Beksan Bedhaya Bedhah Madiun adalah salah satu tarian keraton Jawa yang dibawakan oleh penari putri dalam formasi kelompok dengan tema percintaan, perjuangan, dan peperangan. Ciri khas tari bedhaya adalah gerakan yang lemah gemulai dengan tata rias dan busana yang seragam, berkilau, indah, dan megah. Tarian ini diciptakan oleh K.G.P.A.A. Mangkoenagoro VII dan pertama kali dipentaskan pada tahun 1939 dalam upacara Peringatan Triwindu kenaikan tahta beliau. Pada pementasan perdana, Bedhaya ini ditarikan oleh G.R.Ay. Siti Noeroel Kamaril Ngarasati Kusumawardhani bersama saudari-saudarinya.
Bedhaya Bedhah Madiun mengisahkan peperangan antara Panembahan Senapati dan Retna Dumilah. Pada masa pemerintahan Panembahan Senapati, Kerajaan Mataram Islam memperluas wilayahnya ke beberapa kadipaten, salah satunya Kadipaten Madiun. Dalam pertempuran tersebut, Kerajaan Mataram Islam keluar sebagai pemenang. Rangga Jumena, Adipati Madiun yang berkuasa, berhasil dikalahkan sehingga mengutus putrinya, Retna Dumilah, untuk melawan Panembahan Senapati.

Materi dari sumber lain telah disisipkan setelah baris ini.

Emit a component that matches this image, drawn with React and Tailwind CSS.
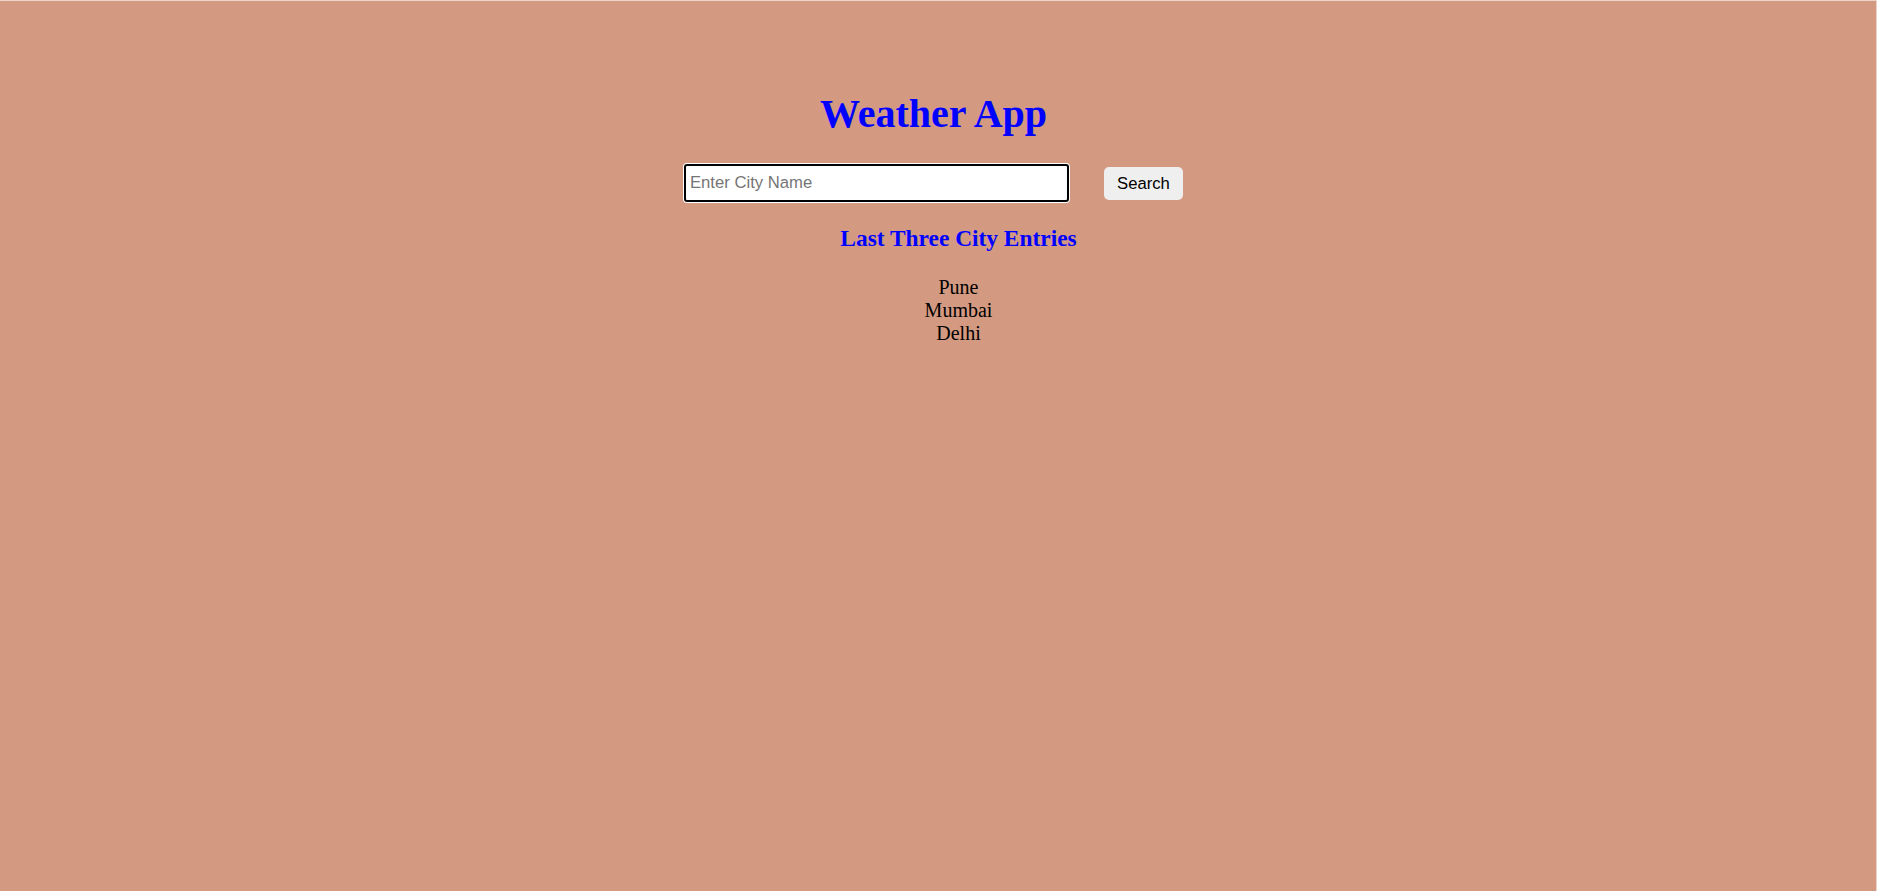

Namun, keduanya akhirnya saling jatuh cinta dan menikah.
Tarian Bedhaya Bedhah Madiun memiliki nilai estetika tinggi pada gerakan tari, gending pengiring, tata rias, dan busana. Tarian ini dimainkan oleh 7 hingga 9 penari putri. Struktur tarian dibagi menjadi tiga bagian yakni maju beksan, beksan, dan mundur beksan. Gending yang digunakan pada bagian maju dan mundur beksan adalah Gending Lagon dan Gending Ladrang Langen Branta dengan irama tanggung.
Pola gerak Bedhaya Bedhah Madiun di Mangkunegaran memiliki kesamaan dengan gaya Yogyakarta, seperti kapang-kapang, sembah nglayang, nggrudha, nggenceng, gidrah, pendhapan, gudawa, nduduk wuluh, atrap sumping, ulap-ulap, atur-atur, kipat gajahan, lampah sekar, lembehan sirig, tinting, dan lainnya. Perbedaan antara kedua gaya keraton ini terletak pada teknik pelaksanaannya; di Mangkunegaran gerakan lebih halus dan lentur, sementara di Yogyakarta terasa lebih patah-patah.
Tata rias tari menggunakan rias panggung yang menonjolkan karakter putri luruh untuk menggambarkan sosok perempuan yang halus, sabar, dan lembut. Busana penari terdiri dari rompi beludru tanpa lengan, sampur, cinde, jarik bermotif parang kusuma seling lasem, stagen, dan kantong gelung. Aksesori yang dikenakan meliputi jamang, sumping, suweng, cunduk jungkat, garuda mungkur, klat bahu, kalung penanggalan, gelang tangan, bros, ikat pinggang (pending), dan keris (cundrik).